The USS O’Hare was built by the Consolidated Steel Corp. of Orange, Texas in January of 1945. She was launched in June of the same year and received her commission in November of that year, after the Japanese surrendered. Her commanding officer was R. W. Leach.
Service in the Atlantic and Mediterranean
In February of 1946, the O’Hare had her shakedown cruise and began operations from New Brunswick to the Florida Keys. In 1948 she departed from Norfolk for to take her place as a United Nations evacuation ship near Hafia, Palestine from June until the end of July during the Arab-Israeli conflict. She finally returned to her home port in September of that year, marking the end of her first deployment with the Sixth Fleet. She had eight more tours with the Sixth Fleet, all of them ended before 1962.

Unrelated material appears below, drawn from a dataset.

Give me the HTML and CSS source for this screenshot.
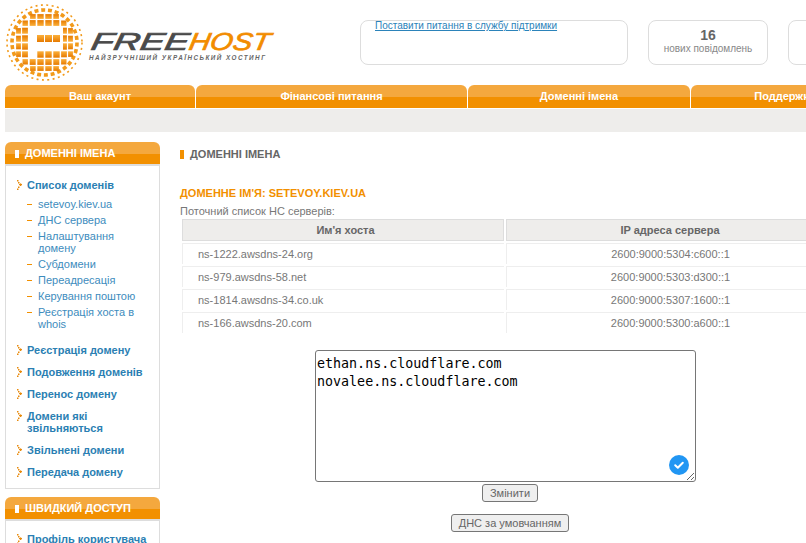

The O’Hare underwent frequent NATO training exercises to new ports of call as well as sporadic rescue missions. She received commendations her rescue operations that she would undertake. After modernization, In July of 1966, the O’Hare steamed to the Pacific Ocean to her new duty station off the coast of Vietnam. The ship returned to Norfolk after sailing around the globe in December of that year.

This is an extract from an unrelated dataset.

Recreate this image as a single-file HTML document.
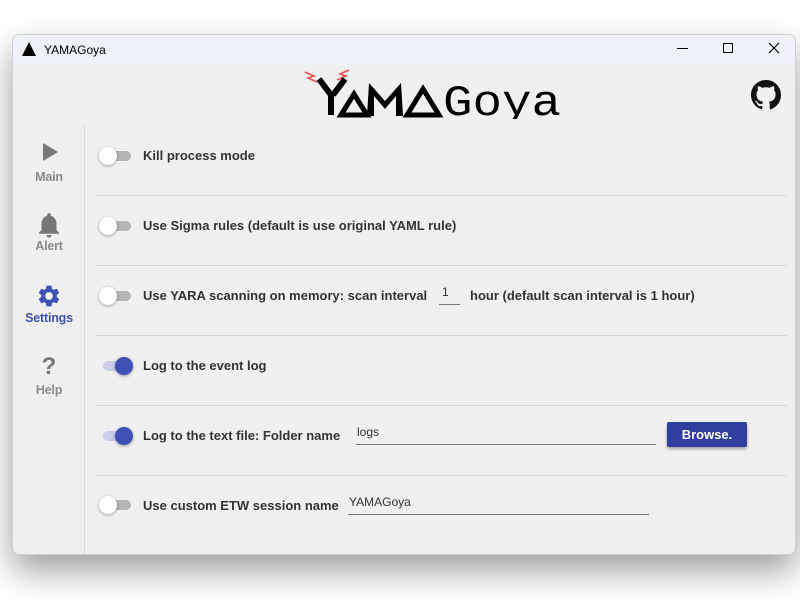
<!DOCTYPE html>
<html><head><meta charset="utf-8"><style>
*{margin:0;padding:0;box-sizing:border-box}
body{width:800px;height:600px;background:#fff;position:relative;overflow:hidden;font-family:"Liberation Sans",sans-serif;color:#333}
.win{position:absolute;left:12px;top:34px;width:784px;height:521px;background:#f0f0f0;border:1px solid #cfcfcf;border-radius:7px;box-shadow:0 16px 34px rgba(0,0,0,.38);overflow:hidden}
.tb{position:absolute;left:0;top:0;width:100%;height:30px;background:#eef2f9}
.abs{position:absolute}
.lbl{position:absolute;font-size:13px;font-weight:bold;color:#333;white-space:nowrap}
.hr{position:absolute;left:82px;width:692px;height:1px;background:#d6d6d6}
.tg{position:absolute;width:34px;height:20px}
.tg .tr{position:absolute;left:4px;top:5px;width:28px;height:10px;border-radius:5px;background:#b5b5b5}
.tg .k{position:absolute;left:0;top:1px;width:18px;height:18px;border-radius:50%;background:#fff;box-shadow:0 1px 3px rgba(0,0,0,.35)}
.tg.on .tr{background:#c9cde8}
.tg.on .k{left:16px;background:#3f51b5}
.nav{position:absolute;width:70px;text-align:center;font-size:12.5px;color:#8a8a8a;font-weight:bold;letter-spacing:-0.2px}
.inp{position:absolute;border-bottom:1px solid #7a7a7a;font-size:12px;color:#333;height:20px}
</style></head><body>
<div class="win">
<div class="tb">
<svg class="abs" style="left:8px;top:6px" width="16" height="16"><polygon points="8,1 15,15 1,15" fill="#000"/></svg>
<div class="abs" style="left:31px;top:8px;font-size:12px;color:#000">YAMAGoya</div>
<div class="abs" style="left:664px;top:13px;width:11px;height:1px;background:#000"></div>
<div class="abs" style="left:710px;top:8px;width:10px;height:10px;border:1px solid #000"></div>
<svg class="abs" style="left:755px;top:7px" width="12" height="12"><path d="M1 1L11 11M11 1L1 11" stroke="#000" stroke-width="1.2"/></svg>
</div>
<svg class="abs" style="left:288px;top:32px" width="270" height="52">
<path d="M4 5l9 4-6 2 9 4M48 3l-9 4 6 2-9 4" stroke="#f05050" stroke-width="1.6" fill="none"/>
<path d="M18 12l12 16v20M44 12l-12 16" stroke="#000" stroke-width="6" fill="none"/>
<polygon points="40,48 53,27 66,48" fill="none" stroke="#000" stroke-width="5"/>
<polygon points="66,49 68,16 84,34 100,16 102,49 95,49 95,29 84,42 73,29 73,49" fill="#000"/>
<polygon points="106,48 122,22 138,48" fill="none" stroke="#000" stroke-width="5"/>
<text x="142" y="48" font-family="Liberation Mono,monospace" font-size="44" fill="#000" textLength="118" lengthAdjust="spacingAndGlyphs">Goya</text>
</svg>
<svg class="abs" style="left:738px;top:45px" width="30" height="30" viewBox="0 0 16 16"><path fill="#111" d="M8 0C3.58 0 0 3.58 0 8c0 3.54 2.29 6.530 5.470 7.59.4.07.55-.17.55-.38v-1.33c-2.23.48-2.7-1.08-2.7-1.08-.36-.92-.89-1.170-.89-1.17-.73-.5.06-.49.06-.49.8.06 1.23.83 1.23.83.72 1.23 1.88.87 2.34.67.07-.52.28-.87.51-1.07-1.78-.2-3.65-.89-3.65-3.95 0-.87.31-1.59.82-2.15-.08-.2-.36-1.02.08-2.12 0 0 .67-.21 2.2.82a7.6 7.6 0 014 0c1.53-1.04 2.2-.82 2.2-.82.44 1.1.16 1.92.08 2.12.51.56.82 1.270.82 2.15 0 3.07-1.87 3.75-3.65 3.95.29.25.54.73.54 1.48v2.2c0 .21.15.46.55.38A8.01 8.01 0 0016 8c0-4.42-3.58-8-8-8z"/></svg>
<div class="abs" style="left:71px;top:90px;width:1px;height:431px;background:#dadada"></div>
<svg class="abs" style="left:28px;top:107px" width="18" height="20"><polygon points="2,1 17,10 2,19" fill="#777"/></svg>
<div class="nav" style="left:1px;top:135px">Main</div>
<svg class="abs" style="left:21px;top:175px" width="30" height="30" viewBox="0 0 24 24"><path fill="#777" d="M12 22c1.1 0 2-.9 2-2h-4c0 1.1.9 2 2 2zm6-6v-5c0-3.070-1.64-5.64-4.5-6.32V4c0-.83-.67-1.5-1.5-1.5s-1.5.67-1.5 1.5v.68C7.63 5.36 6 7.920 6 11v5l-2 2v1h16v-1l-2-2z"/></svg>
<div class="nav" style="left:1px;top:204px">Alert</div>
<svg class="abs" style="left:23px;top:248px" width="26" height="26" viewBox="0 0 24 24"><path fill="#3f51b5" d="M19.14 12.94c.04-.3.06-.61.06-.94 0-.32-.02-.64-.07-.94l2.03-1.58a.49.49 0 00.12-.61l-1.92-3.32a.49.49 0 00-.59-.22l-2.39.96c-.5-.38-1.03-.7-1.62-.94l-.36-2.54a.484.484 0 00-.48-.41h-3.84c-.24 0-.43.17-.47.41l-.36 2.54c-.59.24-1.13.57-1.62.94l-2.39-.96a.48.48 0 00-.59.22L2.74 8.87c-.12.21-.08.47.12.61l2.030 1.58c-.05.3-.09.63-.09.94s.02.64.07.94l-2.03 1.58a.49.49 0 00-.12.61l1.92 3.32c.12.22.37.29.59.22l2.39-.96c.5.38 1.03.7 1.62.94l.36 2.54c.05.24.24.41.48.41h3.84c.24 0 .44-.17.47-.41l.36-2.54c.59-.24 1.13-.56 1.62-.94l2.39.96c.22.08.47 0 .59-.22l1.92-3.32c.12-.22.07-.47-.12-.61l-2.01-1.58zM12 15.6A3.6 3.6 0 1112 8.4a3.6 3.6 0 010 7.2z"/></svg>
<div class="nav" style="left:1px;top:276px;color:#3f51b5">Settings</div>
<div class="abs" style="left:26px;top:318px;width:20px;text-align:center;font-size:24px;font-weight:bold;color:#777">?</div>
<div class="nav" style="left:1px;top:348px">Help</div>
<div class="tg" style="left:86px;top:111px"><div class="tr"></div><div class="k"></div></div>
<div class="lbl" style="left:130px;top:113px">Kill process mode</div>
<div class="hr" style="top:160px"></div>
<div class="tg" style="left:86px;top:181px"><div class="tr"></div><div class="k"></div></div>
<div class="lbl" style="left:130px;top:183px">Use Sigma rules (default is use original YAML rule)</div>
<div class="hr" style="top:230px"></div>
<div class="tg" style="left:86px;top:251px"><div class="tr"></div><div class="k"></div></div>
<div class="lbl" style="left:130px;top:253px">Use YARA scanning on memory: scan interval</div>
<div class="inp" style="left:426px;top:250px;width:21px;padding-left:3px">1</div>
<div class="lbl" style="left:457px;top:253px">hour (default scan interval is 1 hour)</div>
<div class="hr" style="top:300px"></div>
<div class="tg on" style="left:86px;top:321px"><div class="tr"></div><div class="k"></div></div>
<div class="lbl" style="left:130px;top:323px">Log to the event log</div>
<div class="hr" style="top:370px"></div>
<div class="tg on" style="left:86px;top:391px"><div class="tr"></div><div class="k"></div></div>
<div class="lbl" style="left:130px;top:393px">Log to the text file: Folder name</div>
<div class="inp" style="left:343px;top:390px;width:300px;padding-left:1px">logs</div>
<div class="abs" style="left:654px;top:387px;width:80px;height:25px;background:#303f9f;border-radius:2px;box-shadow:0 2px 3px rgba(0,0,0,.35);color:#fff;font-size:13px;font-weight:bold;text-align:center;line-height:25px">Browse.</div>
<div class="hr" style="top:440px"></div>
<div class="tg" style="left:86px;top:460px"><div class="tr"></div><div class="k"></div></div>
<div class="lbl" style="left:130px;top:463px">Use custom ETW session name</div>
<div class="inp" style="left:335px;top:460px;width:301px;padding-left:1px">YAMAGoya</div>
</div>
</body></html>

The O’Hare was decommissioned on October 31, 1073.She was stricken from the Naval Vessel Register on June 2, 1975 and was loaned to the Spanish Navy.
Asbestos in Navy Ships
Although an essential component of the naval fleet, especially during World War II, naval destroyers also pose a lasting health risk to soldiers serving on them. Unfortunately, products containing asbestos were common, especially on older ships, because of the material’s high resistance to heat and fire. Despite its value as an insulator, asbestos fiber intake can lead to several serious health consequences, including mesothelioma, a devastating cancer without cure. Current and former military personnel who came into contact with these ships should seek immediate medical attention in order to detect possible health consequences associated with asbestos exposure.